Make sure you have a high enough test budget to see results that will be reflective of a big enough sample and be sure to look at all the metrics that would affect the scaling of your creative. For example, an ad set might have a high CTR but a CPA that is too expensive.

Try new platforms

It’s not all about Facebook and Google, and you might find other avenues to advertise digitally with a higher ROAS. Snapchat and TikTok now have their own self-serve ad platforms that you can access. Test out different platforms with a smaller budget and audience size; learn what messaging resonates with those audiences and replicate your successful campaigns with higher budgets when you have the proof of concept.

Also try experimenting with new features. You can now create augmented reality effects in Facebook, which are designed for the Facebook Mobile News Feed. For example, if you sell lipstick, you could create an AR ad that uses the camera on your user’s mobile phone to project different colors of lipstick for them to see how your product would look on them.

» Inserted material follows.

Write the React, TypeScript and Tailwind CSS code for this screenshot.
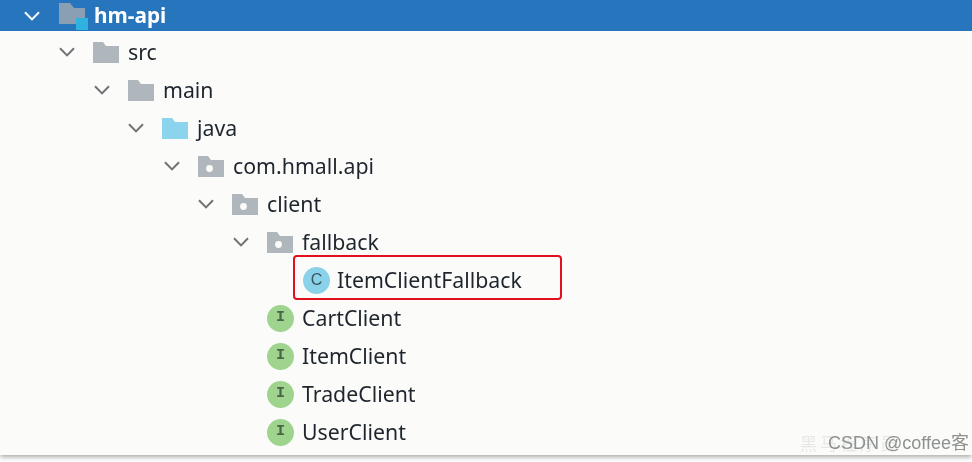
import React from 'react';

function Chevron({ light }: { light?: boolean }) {
  return (
    <svg width="16" height="10" viewBox="0 0 16 10" fill="none" className="shrink-0">
      <path d="M1 1.2 8 8.4 15 1.2" stroke={light ? '#ffffff' : '#6f7374'} strokeWidth="2" />
    </svg>
  );
}

function Folder({ color = '#afb6bc', dot }: { color?: string; dot?: boolean }) {
  return (
    <svg width="26" height="22" viewBox="0 0 26 22" className="shrink-0">
      <path d="M0 1h10l3 4h13v17H0z" fill={color} />
      {dot && <circle cx="11.5" cy="13.5" r="3.4" fill="#fbfcfa" />}
    </svg>
  );
}

function ModuleFolder() {
  return (
    <svg width="29" height="29" viewBox="0 0 29 29" className="shrink-0">
      <path d="M0 2h11l4 5h11v16H0z" fill="#8b9fb2" />
      <rect x="17" y="17" width="12" height="12" fill="#2fb2df" />
    </svg>
  );
}

function Badge({ letter, kind }: { letter: string; kind: 'class' | 'iface' }) {
  return (
    <span
      className={
        kind === 'class'
          ? 'flex h-[27px] w-[27px] shrink-0 items-center justify-center rounded-full bg-[#8ad2ea] font-["Liberation_Sans",sans-serif] text-[16px] text-[#3c5560]'
          : 'flex h-[27px] w-[27px] shrink-0 items-center justify-center rounded-full bg-[#9fd48f] font-["Liberation_Mono",monospace] text-[15px] font-bold text-[#4a6547]'
      }
    >
      {letter}
    </span>
  );
}

function Row({ pad, children }: { pad: string; children: React.ReactNode }) {
  return <div className={`flex h-[38px] items-center ${pad}`}>{children}</div>;
}

function Label({ children }: { children: React.ReactNode }) {
  return <span className="text-[21.3px] leading-none text-[#1f252d]">{children}</span>;
}

function FolderRow({ pad, name, color, dot }: { pad: string; name: string; color?: string; dot?: boolean }) {
  return (
    <Row pad={pad}>
      <Chevron />
      <span className="ml-[18px] mr-[9px] flex">
        <Folder color={color} dot={dot} />
      </span>
      <Label>{name}</Label>
    </Row>
  );
}

function FileRow({ name }: { name: string }) {
  return (
    <Row pad="pl-[267px]">
      <Badge letter="I" kind="iface" />
      <span className="ml-[8px] flex">
        <Label>{name}</Label>
      </span>
    </Row>
  );
}

export default function App() {
  return (
    <div className='relative h-[462px] w-[972px] overflow-hidden bg-white font-["Noto_Sans",sans-serif] blur-[0.45px]'>
      <div className="h-[455px] bg-[#fbfcfa] shadow-[0_2px_5px_rgba(0,0,0,0.35)]">
        <div className="flex h-[31px] items-center bg-[#2675bd] pl-[24px]">
          <Chevron light />
          <span className="ml-[19px] mr-[6px] flex">
            <ModuleFolder />
          </span>
          <span className="text-[20.8px] font-bold leading-none text-white">hm-api</span>
        </div>
        <div className="pt-[2px]">
          <FolderRow pad="pl-[59px]" name="src" />
          <FolderRow pad="pl-[94px]" name="main" />
          <FolderRow pad="pl-[128px]" name="java" color="#8cd3ee" />
          <FolderRow pad="pl-[164px]" name="com.hmall.api" dot />
          <FolderRow pad="pl-[198px]" name="client" dot />
          <FolderRow pad="pl-[233px]" name="fallback" dot />
          <Row pad="pl-[303px]">
            <Badge letter="C" kind="class" />
            <span className="ml-[7px] flex">
              <Label>ItemClientFallback</Label>
            </span>
            <div className="absolute left-[293px] top-[255px] h-[45px] w-[269px] rounded-[4px] border-[2px] border-[#e2101c]" />
          </Row>
          <FileRow name="CartClient" />
          <FileRow name="ItemClient" />
          <FileRow name="TradeClient" />
          <FileRow name="UserClient" />
        </div>
      </div>
      <div className='absolute left-[800px] top-[434px] font-["Noto_Sans_CJK_SC",sans-serif] text-[17px] leading-none tracking-[3px] text-[#e6e8e6]'>
        黑马程序员
      </div>
      <div className='absolute right-[3px] top-[434px] font-["Liberation_Sans","Noto_Sans_CJK_SC",sans-serif] text-[18px] leading-none text-[#8d9190]'>
        CSDN @coffee客
      </div>
    </div>
  );
}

Branded content on Facebook

Work with creators, affiliates and influencers, and run your ads from their accounts. This improves the social qualifiers of your brand, improves consideration from potential customers, and increases your reach with the audience of your selected brand partners.

Become frictionless

Make sure your online to offline transitions feel on-brand and seamless for your customers.

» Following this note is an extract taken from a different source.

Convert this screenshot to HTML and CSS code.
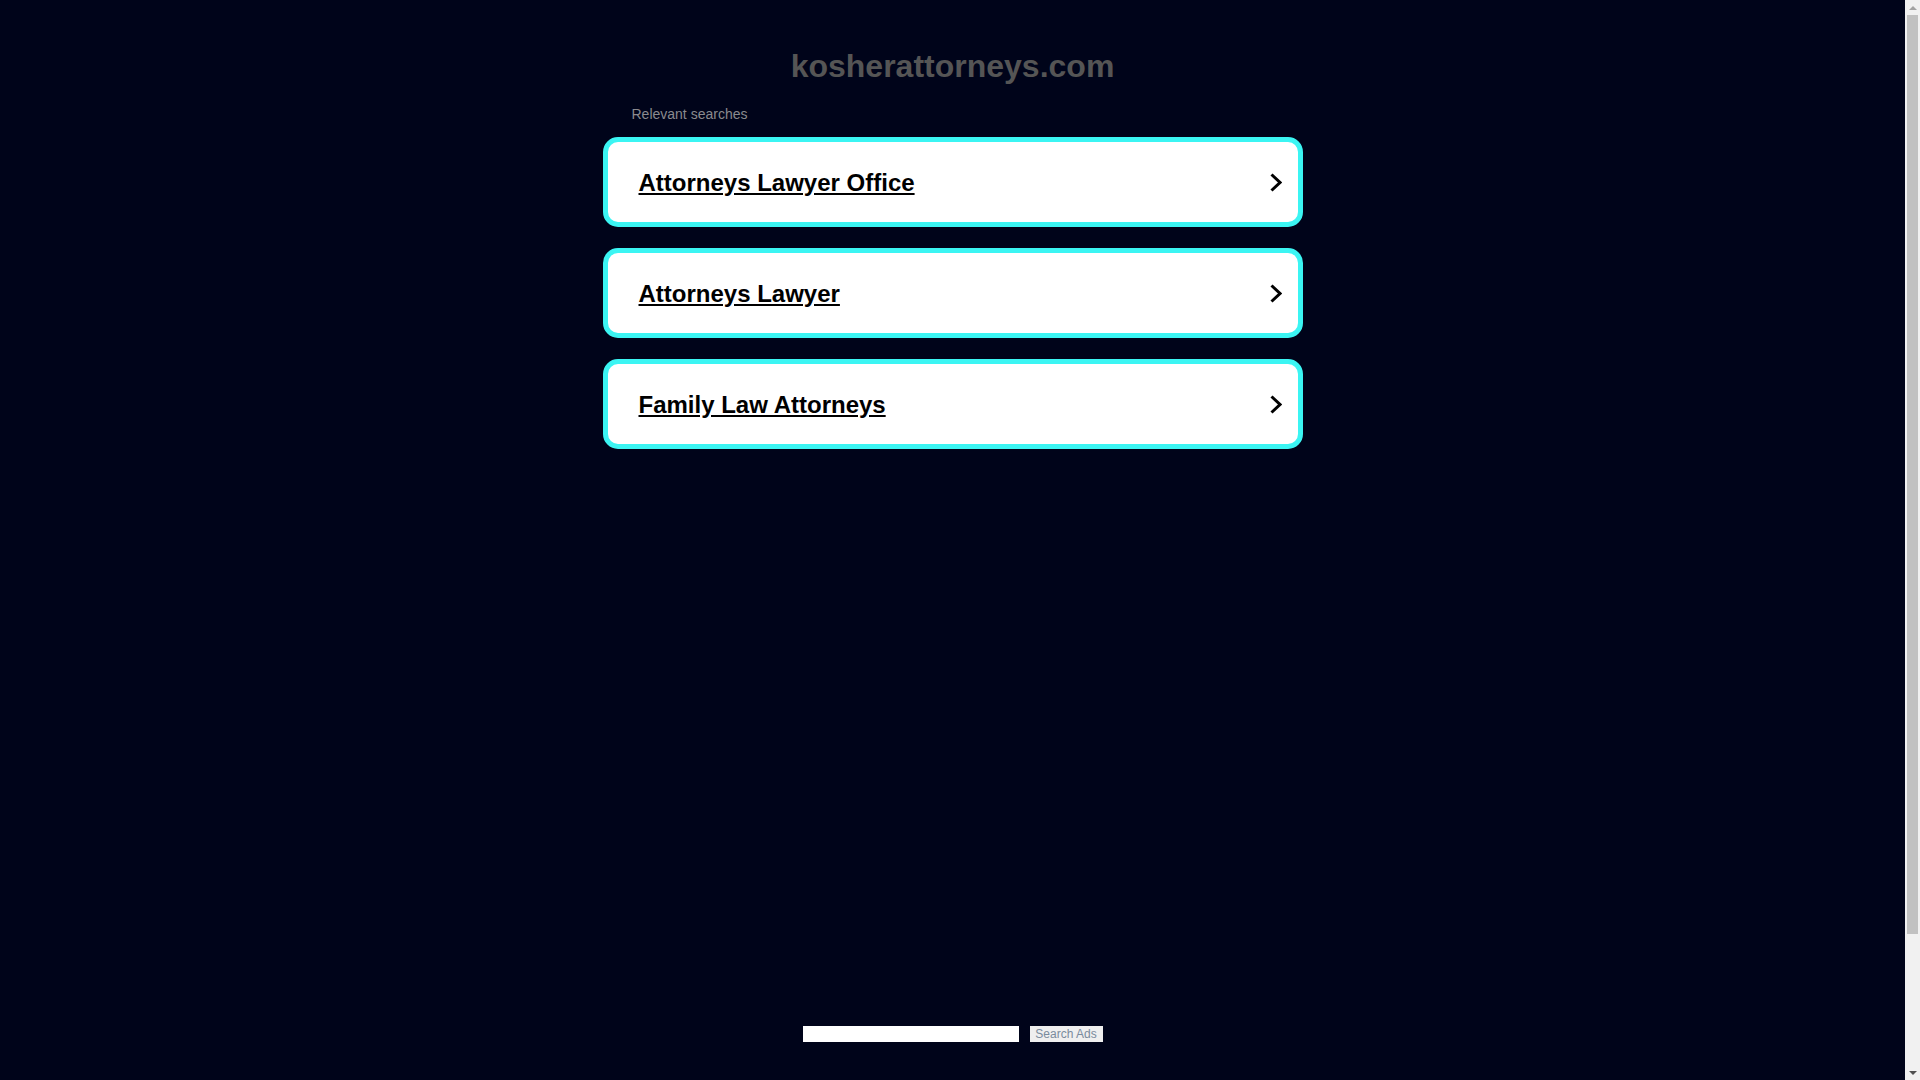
FILE: index.html
```html
<!DOCTYPE html>
<html lang="en">
<head>
<meta charset="utf-8">
<title>kosherattorneys.com</title>
<link rel="stylesheet" href="styles.css">
</head>
<body>
<div class="page">
  <h1 class="domain">kosherattorneys.com</h1>
  <div class="content">
    <div class="label">Relevant searches</div>
    <ul class="links">
      <li class="link-box"><a class="link" href="#">Attorneys Lawyer Office</a><svg class="chev" width="12" height="19" viewBox="0 0 12 19"><polyline points="1.5,1.5 10,9.5 1.5,17.5" fill="none" stroke="#000" stroke-width="3"/></svg></li>
      <li class="link-box"><a class="link" href="#">Attorneys Lawyer</a><svg class="chev" width="12" height="19" viewBox="0 0 12 19"><polyline points="1.5,1.5 10,9.5 1.5,17.5" fill="none" stroke="#000" stroke-width="3"/></svg></li>
      <li class="link-box"><a class="link" href="#">Family Law Attorneys</a><svg class="chev" width="12" height="19" viewBox="0 0 12 19"><polyline points="1.5,1.5 10,9.5 1.5,17.5" fill="none" stroke="#000" stroke-width="3"/></svg></li>
    </ul>
  </div>
  <form class="search" onsubmit="return false;">
    <input class="search-input" type="text" aria-label="Search">
    <button class="search-btn" type="submit">Search Ads</button>
  </form>
</div>
<div class="scrollbar" aria-hidden="true">
  <div class="sb-arrow sb-up"></div>
  <div class="sb-track"><div class="sb-thumb"></div></div>
  <div class="sb-arrow sb-down"></div>
</div>
</body>
</html>
```

FILE: styles.css
```css
html, body {
  margin: 0;
  padding: 0;
  background: #00041a;
}

body {
  font-family: "Liberation Sans", Arial, sans-serif;
}

.page {
  padding-bottom: 192px;
  padding-right: 15px;
}

.domain {
  margin: 48px 0 0;
  font-size: 32px;
  line-height: 37px;
  font-weight: bold;
  color: #555555;
  text-align: center;
}

.content {
  width: 700px;
  margin: 0 auto;
}

.label {
  margin-top: 21px;
  padding-left: 29px;
  font-size: 14px;
  line-height: 16px;
  color: #8a8a8e;
}

.links {
  list-style: none;
  margin: 15px 0 0;
  padding: 0;
}

.link-box {
  box-sizing: border-box;
  height: 90px;
  margin-bottom: 21px;
  border: 5px solid #3bf5f3;
  border-radius: 15px;
  background: #ffffff;
  display: flex;
  align-items: center;
  justify-content: space-between;
  padding: 1px 16px 0 31px;
}

.link-box:last-child {
  margin-bottom: 0;
}

.link {
  font-size: 24px;
  line-height: 28px;
  font-weight: bold;
  color: #000000;
  text-decoration: underline;
}

.chev {
  display: block;
}

.search {
  margin-top: 577px;
  display: flex;
  justify-content: center;
  gap: 11px;
}

.search-input {
  box-sizing: border-box;
  width: 216px;
  height: 16px;
  border: none;
  padding: 0 2px;
  margin: 0;
  background: #ffffff;
  outline: none;
}

.search-btn {
  box-sizing: border-box;
  width: 73px;
  height: 16px;
  border: none;
  padding: 0;
  margin: 0;
  background: #efefef;
  color: #7a8b9d;
  font-family: "Liberation Sans", Arial, sans-serif;
  font-size: 12px;
  line-height: 16px;
}

/* replica of the browser's classic vertical scrollbar */
.scrollbar {
  position: fixed;
  top: 0;
  right: 0;
  width: 15px;
  height: 100vh;
  background: #f1f1f1;
  display: flex;
  flex-direction: column;
}

.sb-arrow {
  height: 15px;
  display: flex;
  align-items: center;
  justify-content: center;
}

.sb-up::before,
.sb-down::before {
  content: "";
  width: 0;
  height: 0;
  border-left: 4px solid transparent;
  border-right: 4px solid transparent;
}

.sb-up::before {
  border-bottom: 4px solid #a3a3a3;
}

.sb-down::before {
  border-top: 4px solid #505050;
}

.sb-track {
  flex: 1;
  padding: 0 2px;
}

.sb-thumb {
  height: 919px;
  background: #c1c1c1;
}
```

If you can, work in options like buy online or pick up in-store or curbside delivery. Try to promote the extra steps you are taking that would make people feel safer about visiting your physical location or dealing with your business and, most importantly, makes the customer confident they’ll receive the gifts they’re purchasing in time for holiday events.

Also make sure your online options reflect the inventory you have in stock. Show your products to shoppers that are online and ready to discover what you have to offer. This means making sure your Merchant Center account and product feeds are accurate. It also extends to your website design – shoppers expect to be able to see what you have in stock, and users should at least be able to filter out what isn’t available.

Warm your prospects, work on your funnel

Run brand awareness campaigns early on before shifting more budget to the lower end of the funnel. Develop a strategy for how you will retarget your leads depending on where they are in your funnel, including which placements you will use and the creative choices that are designed to close a sale.

According to the neuroscientists at Mars, Inc., you have 2 seconds to capture the attention of online consumers. So, get creative, and create compelling ads from the second they appear online.

Take advantage of selling on other platforms

Take advantage of adding your product feed to Google, Microsoft and Facebook, and take advantage of social media users buying through services like Facebook and Instagram Shops. This takes very little effort to set up if you’re already using an online selling platform like Shopify. It allows you to easily integrate your product catalog to a new sales medium, and when you update your online shop, it will be reflected on your Facebook Shop or in Google Merchant Center.

For apps like Facebook, Instagram and Pinterest, take advantage of Product Tags in your organic and paid posts and let customers complete the sale in the respective app. Allowing social media users the option to purchase on the platforms they’re familiar with will help them feel more comfortable buying your products online without ever visiting your website.

You should also use your product feed for dynamic ads available on both Google and Facebook. This allows you to remarket your products to people that have visited your site with product categories related to their on-site behavior.

Stay relevant

The market moves quick, so research key trends in current consumer behaviors. If you’re creating content for an app like TikTok, you will have to refresh your creative regularly with TikTok relevant content.

Gap reported $130m in sales of face masks in Q2 2020 by pivoting quickly to individual and bulk sales of face masks. Their biggest success has notably been securing the #1 spot in the SERP for longtail keyword “face mask style guide.”

What are the exact products being googled in your niche, and can you get in front of that audience quicker than your competitors? Include some longtail keywords that are relevant to your product on product pages, in ads, and bid for them.

Use words like Christmas and holidays and other subtle nods towards seasonal buying in your imagery and copy.

Be willing to spend more per click

Ad costs rise starting in October as the market gets more competitive, with the expectation that there will be an increase in conversion rates as more people are ready to purchase.

You have to stay competitive to benefit from online consumer demand, which means upping bids and budgets to make the most of seasonal shoppers that are online and spending.

If you are running any kind of digital ad campaign this winter, know that the market will be more competitive than ever before. But with more users online and ready to purchase, the potential for ecommerce success has never been greater. To make sure you stay cost effective, optimize your campaigns by acting on our advice, or partner with a digital marketing agency to run your campaigns with you.